DIRECTIVE: Check each line of the listing, and copy it if it contains the word "page".

INFORMATION SUPPLIED:
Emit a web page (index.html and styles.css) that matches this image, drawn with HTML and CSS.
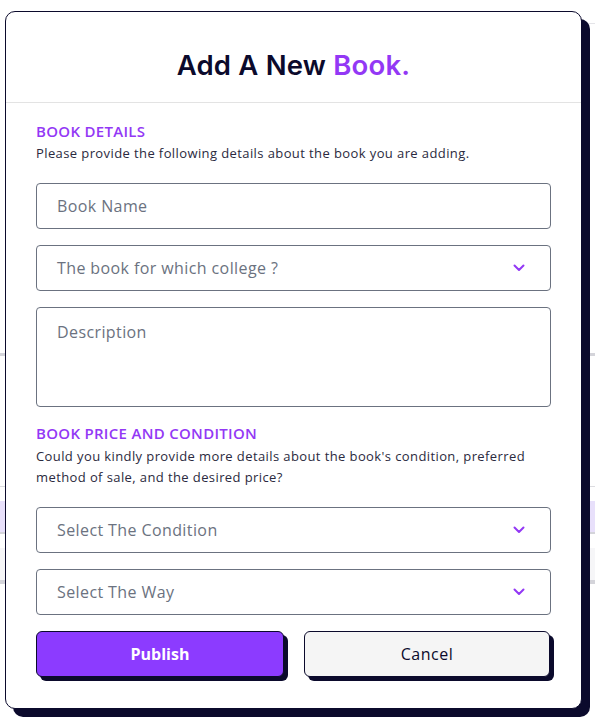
FILE: index.html
```html
<!DOCTYPE html>
<html lang="en">
<head>
<meta charset="utf-8">
<title>Add A New Book</title>
<link rel="stylesheet" href="styles.css">
</head>
<body>
<div class="page">
  <div class="bg-line bg-top"></div>
  <div class="bg-rule r1"></div>
  <div class="bg-thin r2"></div>
  <div class="bg-band"></div>
  <div class="bg-rule r3"></div>
  <div class="bg-light"></div>
  <div class="bg-rule r4"></div>
</div>

<div class="modal">
  <div class="modal-head">
    <h1 class="title">Add A New <span class="accent">Book.</span></h1>
  </div>
  <div class="modal-body">
    <h2 class="section">BOOK DETAILS</h2>
    <p class="hint">Please provide the following details about the book you are adding.</p>

    <div class="field"><span class="ph">Book Name</span></div>
    <div class="field select"><span class="ph">The book for which college ?</span>
      <svg class="chev" width="12" height="8" viewBox="0 0 12 8"><path d="M1.5 1.5 6 6 10.5 1.5" fill="none" stroke="#9338f5" stroke-width="2" stroke-linecap="round" stroke-linejoin="round"/></svg>
    </div>
    <div class="field area"><span class="ph">Description</span></div>

    <h2 class="section sec2">BOOK PRICE AND CONDITION</h2>
    <p class="hint hint2">Could you kindly provide more details about the book's condition, preferred method of sale, and the desired price?</p>

    <div class="field select"><span class="ph">Select The Condition</span>
      <svg class="chev" width="12" height="8" viewBox="0 0 12 8"><path d="M1.5 1.5 6 6 10.5 1.5" fill="none" stroke="#9338f5" stroke-width="2" stroke-linecap="round" stroke-linejoin="round"/></svg>
    </div>
    <div class="field select"><span class="ph">Select The Way</span>
      <svg class="chev" width="12" height="8" viewBox="0 0 12 8"><path d="M1.5 1.5 6 6 10.5 1.5" fill="none" stroke="#9338f5" stroke-width="2" stroke-linecap="round" stroke-linejoin="round"/></svg>
    </div>

    <div class="actions">
      <button class="btn primary">Publish</button>
      <button class="btn secondary">Cancel</button>
    </div>
  </div>
</div>
</body>
</html>
```

FILE: styles.css
```css
* { box-sizing: border-box; }
html, body { margin: 0; padding: 0; background: #fff; }
body {
  width: 595px;
  height: 721px;
  overflow: hidden;
  position: relative;
  font-family: "Open Sans", "Noto Sans", sans-serif;
  color: #0b0a2c;
}

/* faint page behind the modal */
.page { display: flex; flex-direction: column; padding-top: 23px; }
.bg-line { height: 1px; background: #e4e4e8; margin-left: 560px; }
.bg-rule { height: 3px; background: #d4d4da; }
.r1 { margin-top: 329px; }
.bg-thin { height: 1px; background: #dcdce0; margin-top: 130px; }
.bg-band { height: 31px; background: #e8e0fb; margin-top: 14px; }
.r3 { margin-top: 0; height: 2px; }
.bg-light { height: 32px; background: #f6f6f8; margin-top: 14px; }
.r4 { margin-top: 0; height: 4px; }

/* modal */
.modal {
  position: absolute;
  left: 5px;
  top: 11px;
  width: 577px;
  height: 698px;
  background: #fff;
  border: 1px solid #0b0a2c;
  border-radius: 10px;
  box-shadow: 8px 8px 0 0 #0b0a2c;
  display: flex;
  flex-direction: column;
}
.modal-head {
  height: 91px;
  border-bottom: 1px solid #e3e3e3;
  display: flex;
  align-items: center;
  justify-content: center;
}
.title {
  margin: 0;
  padding-top: 15px;
  font-family: "Inter", sans-serif;
  font-weight: 600;
  font-size: 27.5px;
  letter-spacing: 0.2px;
  color: #0b0a2c;
}
.accent { color: #9338f5; }

.modal-body {
  padding: 18px 30px 0 30px;
  display: flex;
  flex-direction: column;
}
.section {
  margin: 0;
  font-size: 15px;
  font-weight: 600;
  line-height: 20px;
  letter-spacing: 0.3px;
  color: #9338f5;
}
.sec2 { margin-top: 16px; }
.hint {
  margin: 2px 0 0 0;
  font-size: 13px;
  letter-spacing: 0.4px;
  line-height: 21px;
  color: #2b2a40;
}
.hint2 { margin-top: 3px; }

.field {
  height: 46px;
  border: 1px solid #6b7280;
  border-radius: 4px;
  margin-top: 16px;
  display: flex;
  align-items: center;
  padding: 0 20px;
}
.modal-body .hint + .field { margin-top: 19px; }
.ph {
  font-size: 16px;
  letter-spacing: 0.4px;
  color: #6b7280;
}
.select { justify-content: space-between; padding-right: 25px; }
.chev { display: block; }
.area {
  height: 100px;
  align-items: flex-start;
  padding-top: 13px;
}

.actions {
  margin-top: 16px;
  display: flex;
  gap: 20px;
}
.btn {
  height: 46px;
  border: 1px solid #0b0a2c;
  border-radius: 6px;
  box-shadow: 4px 4px 0 0 #0b0a2c;
  font-family: "Open Sans", sans-serif;
  font-size: 16px;
  cursor: pointer;
}
.primary {
  width: 248px;
  background: #8c3bff;
  color: #fff;
  font-weight: 700;
}
.secondary {
  width: 246px;
  background: #f5f5f5;
  color: #0b0a2c;
  font-weight: 500;
  letter-spacing: 0.5px;
}
```
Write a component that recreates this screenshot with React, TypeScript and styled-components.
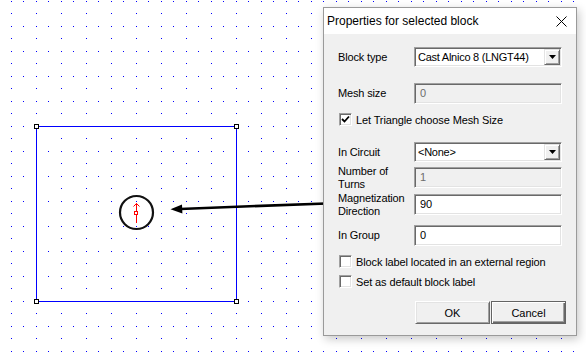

TASK OUTPUT:
Emit a web page (index.html and styles.css) that matches this image, drawn with HTML and CSS.
<div class="page">
/* faint page behind the modal */
.page { display: flex; flex-direction: column; padding-top: 23px; }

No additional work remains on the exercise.